Un anno di legislatura per gli eletti all’estero

Un solo anno di legislatura non è sufficiente per poter fare un resoconto attendibile dell’operato degli eletti all’estero. Una cosa è certa: il lavoro delle Camere è lento. Tre giorni la settimana sono troppo pochi per poter legiferare con speditezza.
Vero è che, a causa del governo Prodi che ha sfiorato il tracollo, troppa carne a cuocere non poteva esser messa.
In tutto questo i 18 eletti all’estero, si sono trovati spiazzati, ma di più, non potevano fare. Il bilancio è, dunque, positivo. Non siamo al: «Erano 18, erano giovani (sic!) e forti e sono morti».
I richiami ed i moniti del Presidente Napolitano a lavorare di più e meglio, hanno suscitato non pochi imbarazzi tra Camera e Senato.
Tutto il periodo è stato costellato dalla sindrome di Pallaro della quale sembra essersi contagiato, ultimamente anche il Senatore Turano che ha minacciato di lasciare questa maggioranza. Fossi nei panni di un senatore eletto all’estero, mi divertirei a minacciare di lasciare la maggioranza. Si tratta di una sindrome di visibilità connotata da azioni più o meno rilevanti attraverso le quali indicare sé stessi nell’atto di fare, dire, promuovere istanze a favore dei connazionali all’estero. I disturbi provocati da questa sindrome, hanno portato molti parlamentari ad assumere atteggiamenti a volte plateali.
L’informazione di ritorno, ha lasciato a desiderare. Non sappiamo, per esempio, le reazioni dei nostri connazionali in Venezuela per le ultime novità allegramente repressive di Chavez. Come neanche abbiamo avuto notizia delle ultimissime controversie moscovite. Ma si sa, questi sono paesi difficili.
Non si pensi che in Parlamento, questi 18 possano fare chi sa che cosa. Nessuno dei parlamentari può fare chi sa che cosa. Lo dico perché è invalso, nella mente dei cittadini, anche quelli all’estero, l’erronea credenza che, una volta entrati nei meandri dei Palazzi, tutto sia possibile.
Ferrigno, Romagnoli e Picchi non hanno trovato punti di convergenza tra loro. Angeli e Cassola, ciascuno per parte sua, conducono, in solitaria, la propria vita parlamentare. I cinque dell’Ulivo: Fedi, Narducci, Bafile, Bucchino e Farina, sono sembrati più coesi. Gino Bucchino, il cattivone, si è rivoltato, una volta contro Danieli lamentando un lungo e colpevole abbandono.

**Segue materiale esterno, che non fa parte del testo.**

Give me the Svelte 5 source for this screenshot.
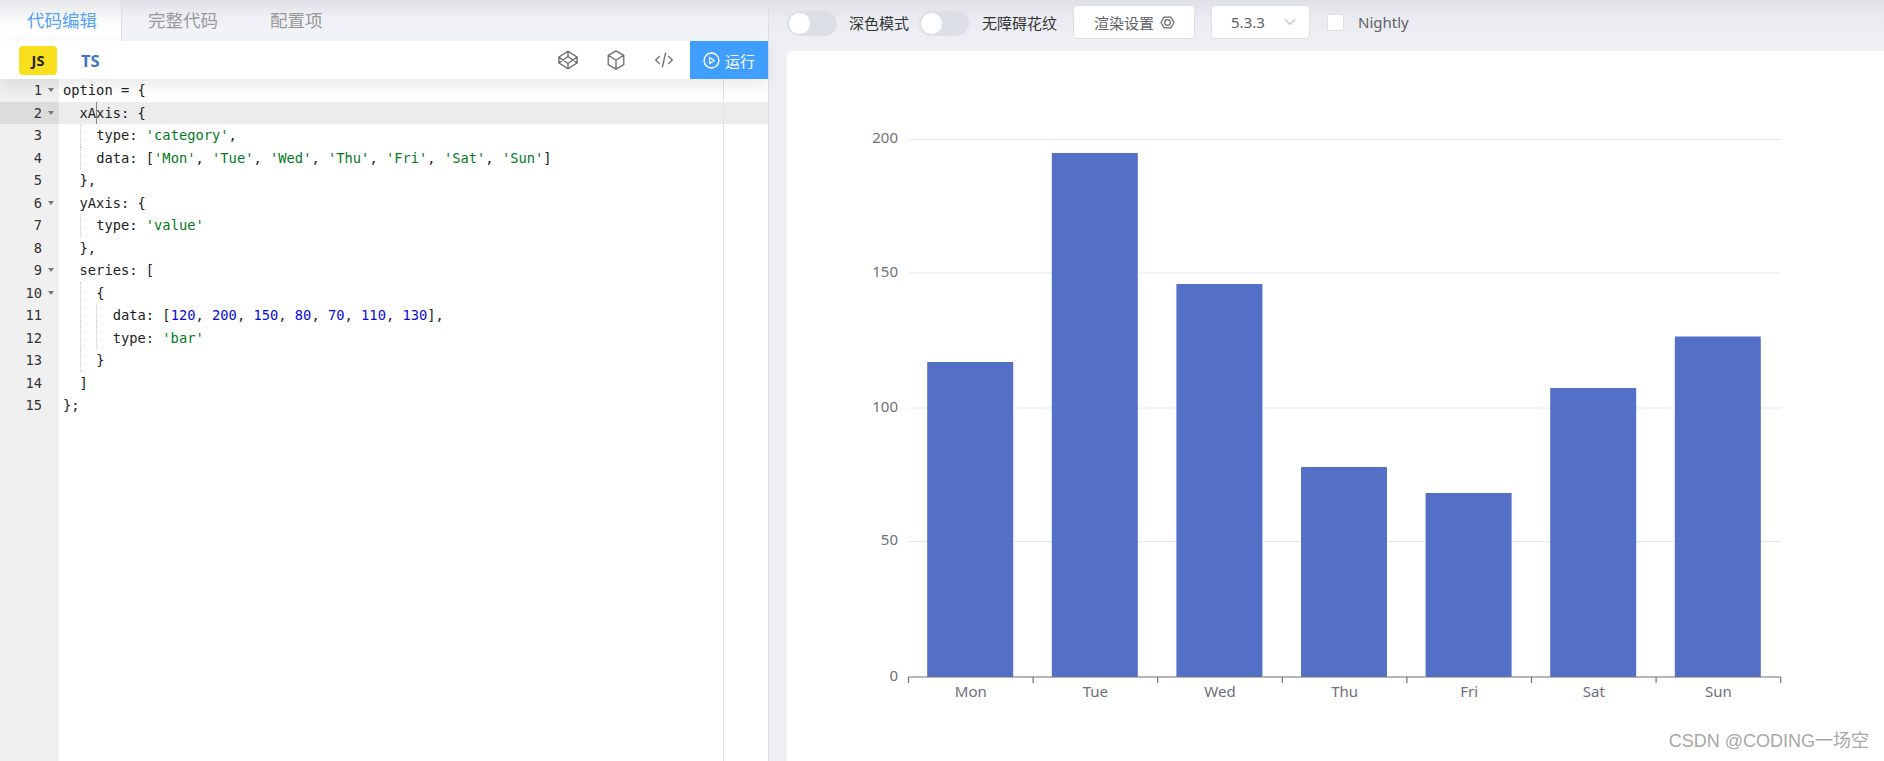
<script>
  const S = 's', N = 'n';
  const code = [
    { fold: true, indent: 0, parts: [['option = {']] },
    { fold: true, indent: 1, active: true, parts: [['xAxis: {']] },
    { indent: 2, guides: 1, parts: [['type: '], ["'category'", S], [',']] },
    { indent: 2, guides: 1, parts: [['data: ['], ["'Mon'", S], [', '], ["'Tue'", S], [', '], ["'Wed'", S], [', '], ["'Thu'", S], [', '], ["'Fri'", S], [', '], ["'Sat'", S], [', '], ["'Sun'", S], [']']] },
    { indent: 1, parts: [['},']] },
    { fold: true, indent: 1, parts: [['yAxis: {']] },
    { indent: 2, guides: 1, parts: [['type: '], ["'value'", S]] },
    { indent: 1, parts: [['},']] },
    { fold: true, indent: 1, parts: [['series: [']] },
    { fold: true, indent: 2, guides: 1, parts: [['{']] },
    { indent: 3, guides: 2, parts: [['data: ['], ['120', N], [', '], ['200', N], [', '], ['150', N], [', '], ['80', N], [', '], ['70', N], [', '], ['110', N], [', '], ['130', N], ['],']] },
    { indent: 3, guides: 2, parts: [['type: '], ["'bar'", S]] },
    { indent: 2, guides: 1, parts: [['}']] },
    { indent: 1, parts: [[']']] },
    { indent: 0, parts: [['};']] }
  ];

  const x0 = 908.5, step = 124.6, yBase = 677;
  const days = ['Mon', 'Tue', 'Wed', 'Thu', 'Fri', 'Sat', 'Sun'];
  const tops = [362, 153, 284, 467, 493, 388, 336.5];
  const ticks = [{ v: 0, y: 677 }, { v: 50, y: 541.5 }, { v: 100, y: 408 }, { v: 150, y: 273 }, { v: 200, y: 139.5 }];
</script>

<div class="page">
  <section class="left">
    <nav class="tabs">
      <span class="tab active">代码编辑</span>
      <span class="tab">完整代码</span>
      <span class="tab">配置项</span>
    </nav>
    <div class="toolbar">
      <span class="lang js">JS</span>
      <span class="lang ts">TS</span>
      <div class="tools">
        <svg class="tool" viewBox="0 0 24 24"><path d="M12 2.500 22 8.800v6.400L12 21.500 2 15.200V8.800ZM12 2.500v5.700M12 21.500v-5.700M2 8.800 12 15.800l10-7M2 15.200 12 8.200l10 7"/></svg>
        <svg class="tool" viewBox="0 0 24 24"><path d="M12 2 20.500 6.900v10.200L12 22 3.500 17.100V6.900ZM3.500 6.900 12 12l8.500-5.100M12 12v10"/></svg>
        <svg class="tool" viewBox="0 0 24 24"><path d="M7.500 7.500 3 12l4.500 4.500M16.500 7.500 21 12l-4.500 4.500M13.800 4 10.200 20"/></svg>
      </div>
      <button class="run">
        <svg viewBox="0 0 16 16"><circle cx="8" cy="8" r="7"/><path class="tri" d="M6.300 5.200 10.800 8l-4.500 2.800Z"/></svg>
        运行
      </button>
    </div>
    <div class="editor">
      <div class="margin-line"></div>
      {#each code as line, i}
        <div class="row" class:active={line.active}>
          <div class="gutter">
            <span class="num">{i + 1}</span>
            {#if line.fold}<span class="fold"></span>{/if}
          </div>
          <div class="code">{#each Array(line.guides ?? 0) as _, g}<i class="guide" style="left:{16.5 * (g + 1)}px"></i>{/each}{#if line.active}<i class="cursor"></i>{/if}<span>{' '.repeat(line.indent * 2)}</span>{#each line.parts as p}<span class={p[1] ?? ''}>{p[0]}</span>{/each}</div>
        </div>
      {/each}
    </div>
  </section>

  <section class="right">
    <header class="bar">
      <span class="switch"><i></i></span>
      <span class="label first">深色模式</span>
      <span class="switch"><i></i></span>
      <span class="label second">无障碍花纹</span>
      <button class="btn render">渲染设置
        <svg viewBox="0 0 16 16"><path d="M4.500 2.200h7L15 8l-3.500 5.800h-7L1 8Z"/><circle cx="8" cy="8" r="3"/></svg>
      </button>
      <button class="btn version">5.3.3
        <svg viewBox="0 0 12 8"><path d="M1 1.500 6 6.500l5-5"/></svg>
      </button>
      <span class="check"></span>
      <span class="nightly">Nightly</span>
    </header>
    <div class="card">
      <svg class="chart" viewBox="787 51 1097 710">
        {#each ticks as t}
          {#if t.v > 0}
            <line class="grid" x1={x0} x2={x0 + step * 7} y1={t.y} y2={t.y} />
          {/if}
          <text class="ylab" x="898" y={t.y + 3.5}>{t.v}</text>
        {/each}
        {#each tops as top, i}
          <rect class="bar-r" x={x0 + step * i + 18.7} y={top} width="86" height={yBase - top} />
        {/each}
        <line class="axis" x1={x0} x2={x0 + step * 7} y1={yBase} y2={yBase} />
        {#each Array(8) as _, i}
          <line class="axis" x1={x0 + step * i} x2={x0 + step * i} y1={yBase} y2={yBase + 6} />
        {/each}
        {#each days as d, i}
          <text class="xlab" x={x0 + step * i + step / 2} y="697">{d}</text>
        {/each}
      </svg>
      <span class="mark">CSDN @CODING一场空</span>
    </div>
  </section>
</div>

<style>
  :global(body) { margin: 0; background: #eff0f6; }
  .page {
    display: flex;
    width: 1884px;
    height: 761px;
    overflow: hidden;
    font-family: "Noto Sans", "Noto Sans CJK SC", sans-serif;
  }
  .left {
    width: 769px;
    flex: none;
    display: flex;
    flex-direction: column;
    border-right: 1px solid #dcdfe6;
    box-sizing: border-box;
    background: #fff;
  }
  .tabs {
    height: 41px;
    flex: none;
    display: flex;
    background: linear-gradient(#e0e1e6, #f0f1f6 45%, #f4f5f9);
  }
  .tab {
    font-size: 17.5px;
    line-height: 41px;
    color: #999;
    padding-right: 52px;
  }
  .tab.active {
    color: #56a3f5;
    width: 122px;
    box-sizing: border-box;
    padding: 0 0 0 27px;
    margin-right: 26px;
    background: linear-gradient(#e6e7ea, #fff 65%);
    border-right: 1px solid #dcdfe6;
  }
  .toolbar {
    height: 38px;
    flex: none;
    display: flex;
    align-items: center;
    background: #fff;
    position: relative;
    z-index: 2;
    box-shadow: 0 6px 16px rgba(0, 0, 0, .09);
  }
  .lang {
    font-family: "Open Sans", sans-serif;
    font-weight: 700;
  }
  .js {
    margin-left: 19px;
    width: 38px;
    height: 29px;
    line-height: 29px;
    text-align: center;
    background: #f7df1e;
    border-radius: 4px;
    font-size: 14.5px;
    color: #222;
  }
  .ts {
    margin-left: 24px;
    font-size: 16.5px;
    color: #3a76c4;
  }
  .tools {
    margin-left: auto;
    display: flex;
    gap: 26px;
    margin-right: 15px;
  }
  .tool {
    width: 22px;
    height: 22px;
    fill: none;
    stroke: #6f6f6f;
    stroke-width: 1.500;
    stroke-linejoin: round;
  }
  .run {
    width: 78px;
    height: 38px;
    border: 0;
    padding: 0;
    background: #409eff;
    color: #fff;
    font: 15px "Noto Sans CJK SC", sans-serif;
    display: flex;
    align-items: center;
    justify-content: center;
    gap: 5px;
  }
  .run svg {
    width: 17px;
    height: 17px;
    fill: none;
    stroke: #fff;
    stroke-width: 1.300;
  }
  .run .tri { stroke-width: 1.100; stroke-linejoin: round; }
  .editor {
    flex: 1;
    position: relative;
    background: linear-gradient(to right, #f0f0f0 59px, #fff 59px);
    font-family: "DejaVu Sans Mono", monospace;
    font-size: 13.75px;
    color: #222;
  }
  .margin-line {
    position: absolute;
    left: 723px;
    top: 0;
    bottom: 0;
    width: 1px;
    background: #e2e2e2;
    z-index: 1;
  }
  .row {
    display: flex;
    height: 22.5px;
    line-height: 22.5px;
  }
  .row.active { background: #ececec; }
  .gutter {
    width: 59px;
    flex: none;
    position: relative;
    text-align: right;
    box-sizing: border-box;
    padding-right: 17px;
    color: #333;
  }
  .row.active .gutter { background: #dcdcdc; }
  .fold {
    position: absolute;
    right: 5px;
    top: 9px;
    border: 3.500px solid transparent;
    border-top: 4px solid #777;
    border-bottom: 0;
  }
  .code {
    position: relative;
    padding-left: 4px;
    white-space: pre;
    flex: 1;
  }
  .code .guide {
    position: absolute;
    top: 0;
    bottom: 0;
    margin-left: 4px;
    border-left: 1px dotted #c8c8c8;
  }
  .cursor {
    position: absolute;
    left: 37px;
    top: 0;
    bottom: 0;
    width: 1px;
    background: #888;
  }
  .s { color: #007a1c; }
  .n { color: #0a0ad8; }
  .right {
    flex: 1;
    display: flex;
    flex-direction: column;
    min-width: 0;
    background: linear-gradient(#e0e1e6 0, #ebecf1 20px, #eff0f6 45px);
  }
  .bar {
    height: 51px;
    flex: none;
    box-sizing: border-box;
    display: flex;
    align-items: flex-start;
    padding-left: 18px;
  }
  .switch {
    margin-top: 11px;
    width: 50px;
    height: 25px;
    background: #dcdfe6;
    border-radius: 13px;
    flex: none;
    position: relative;
  }
  .switch i {
    position: absolute;
    left: 2px;
    top: 2px;
    width: 21px;
    height: 21px;
    background: #fff;
    border-radius: 50%;
  }
  .label {
    font-size: 15px;
    line-height: 25px;
    margin-top: 11px;
    color: #333;
  }
  .label.first { margin-left: 12px; margin-right: 10px; }
  .label.second { margin-left: 13px; margin-right: 16px; }
  .btn {
    height: 34px;
    margin-top: 5px;
    background: #fff;
    border: 1px solid #dcdfe6;
    border-radius: 4px;
    box-sizing: border-box;
    color: #606266;
    font: 15px "Noto Sans", "Noto Sans CJK SC", sans-serif;
    padding: 0;
    display: flex;
    align-items: center;
  }
  .render {
    width: 122px;
    padding-left: 20px;
    gap: 6px;
  }
  .render svg {
    width: 15px;
    height: 15px;
    fill: none;
    stroke: #666;
    stroke-width: 1.300;
    stroke-linejoin: round;
  }
  .version {
    width: 99px;
    margin-left: 16px;
    padding-left: 19px;
    gap: 19px;
  }
  .version svg {
    width: 12px;
    height: 8px;
    fill: none;
    stroke: #c0c4cc;
    stroke-width: 1.200;
  }
  .check {
    margin: 14px 0 0 17px;
    width: 17px;
    height: 17px;
    box-sizing: border-box;
    background: #fff;
    border: 1px solid #dcdfe6;
    border-radius: 2px;
  }
  .nightly {
    margin: 10px 0 0 14px;
    font-size: 15px;
    line-height: 25px;
    color: #606266;
  }
  .card {
    flex: 1;
    background: #fff;
    margin-left: 18px;
    border-radius: 6px 0 0 0;
    position: relative;
    min-height: 0;
  }
  .chart {
    display: block;
    width: 1097px;
    height: 710px;
  }
  .grid { stroke: #e0e6f1; stroke-width: 1; }
  .axis { stroke: #6e7079; stroke-width: 1.200; }
  .bar-r { fill: #5470c6; }
  .ylab, .xlab {
    font-family: "Noto Sans", sans-serif;
    font-size: 15px;
    fill: #6e7079;
  }
  .ylab { text-anchor: end; }
  .xlab { text-anchor: middle; }
  .mark {
    position: absolute;
    right: 15px;
    bottom: 9px;
    font: 18px "Liberation Sans", "Noto Sans CJK SC", sans-serif;
    color: #a8a8a8;
  }
</style>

Pallaro è quello che ha tenuto banco ed ha calcato le tavole della ribalta. Ha presentato pure un libro, in pompa magna, sulla storia dell’emigrazione italiana in Argentina. Il tutto con l’invidia di Pollastri e Randazzo. Quest’ultimo, un libro, l’avrebbe saputo scrivere. A saperlo, avrebbe potuto anticipare il collega.